___ DATA SECTION ___
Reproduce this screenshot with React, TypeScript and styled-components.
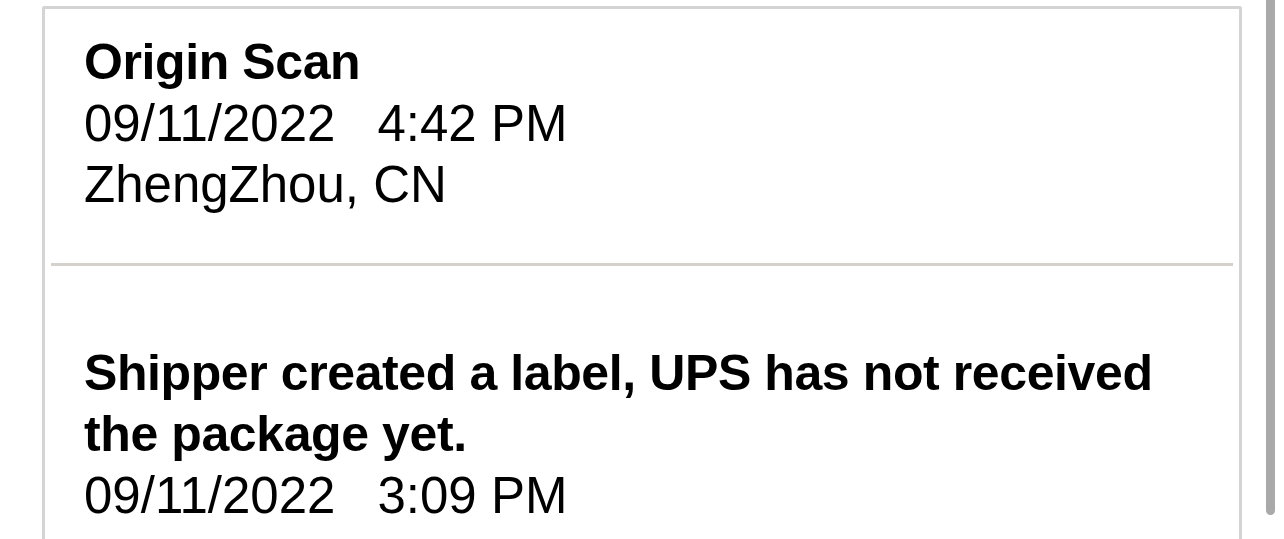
import styled, { createGlobalStyle } from "styled-components";

type Scan = {
  id: number;
  title: string;
  date: string;
  time: string;
  place?: string;
};

const scans: Scan[] = [
  { id: 1, title: "Origin Scan", date: "09/11/2022", time: "4:42 PM", place: "ZhengZhou, CN" },
  {
    id: 2,
    title: "Shipper created a label, UPS has not received the package yet.",
    date: "09/11/2022",
    time: "3:09 PM",
  },
];

function App() {
  return (
    <>
      <GlobalStyle />
      <Page>
        <Card>
          {scans.map((scan, i) => (
            <Item key={scan.id} $first={i === 0} $last={i === scans.length - 1}>
              <Title>{scan.title}</Title>
              <Detail>
                {scan.date}
                <Gap />
                {scan.time}
              </Detail>
              {scan.place && <Detail>{scan.place}</Detail>}
            </Item>
          ))}
        </Card>
        <ScrollTrack>
          <ScrollThumb />
        </ScrollTrack>
      </Page>
    </>
  );
}

const GlobalStyle = createGlobalStyle`
  html, body {
    margin: 0;
    padding: 0;
    background: #ffffff;
    overflow: hidden;
  }
  body {
    font-family: "Liberation Sans", Arial, sans-serif;
    color: #000000;
  }
`;

const Page = styled.div`
  display: flex;
  align-items: flex-start;
  height: 539px;
`;

const Card = styled.section`
  width: 1200px;
  margin: 6px 0 0 42px;
  border: 3px solid #d4d4d4;
  border-bottom: none;
  border-radius: 3px 3px 0 0;
  box-sizing: border-box;
  min-height: 600px;
`;

const Item = styled.article<{ $first: boolean; $last: boolean }>`
  margin: 0 6px;
  padding: ${(p) => (p.$first ? "23px 60px 48px 33px" : "77px 60px 48px 33px")};
  border-bottom: ${(p) => (p.$last ? "none" : "3px solid #d5d2ce")};
`;

const Title = styled.div`
  font-size: 50px;
  line-height: 61px;
  font-weight: 700;
  letter-spacing: -0.4px;
`;

const Detail = styled.div`
  font-size: 51px;
  line-height: 61px;
  font-weight: 400;
  white-space: nowrap;
`;

const Gap = styled.span`
  display: inline-block;
  width: 42px;
`;

const ScrollTrack = styled.div`
  margin-left: 24px;
  width: 9px;
`;

const ScrollThumb = styled.div`
  height: 515px;
  background: #a9a9a9;
  border-radius: 0 0 5px 5px;
`;

export default App;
___
◆ **REQUIREMENT**: Gather each line of the listing containing the word "components" and show it.

◆ **RESULT**:
Reproduce this screenshot with React, TypeScript and styled-components.
import styled, { createGlobalStyle } from "styled-components";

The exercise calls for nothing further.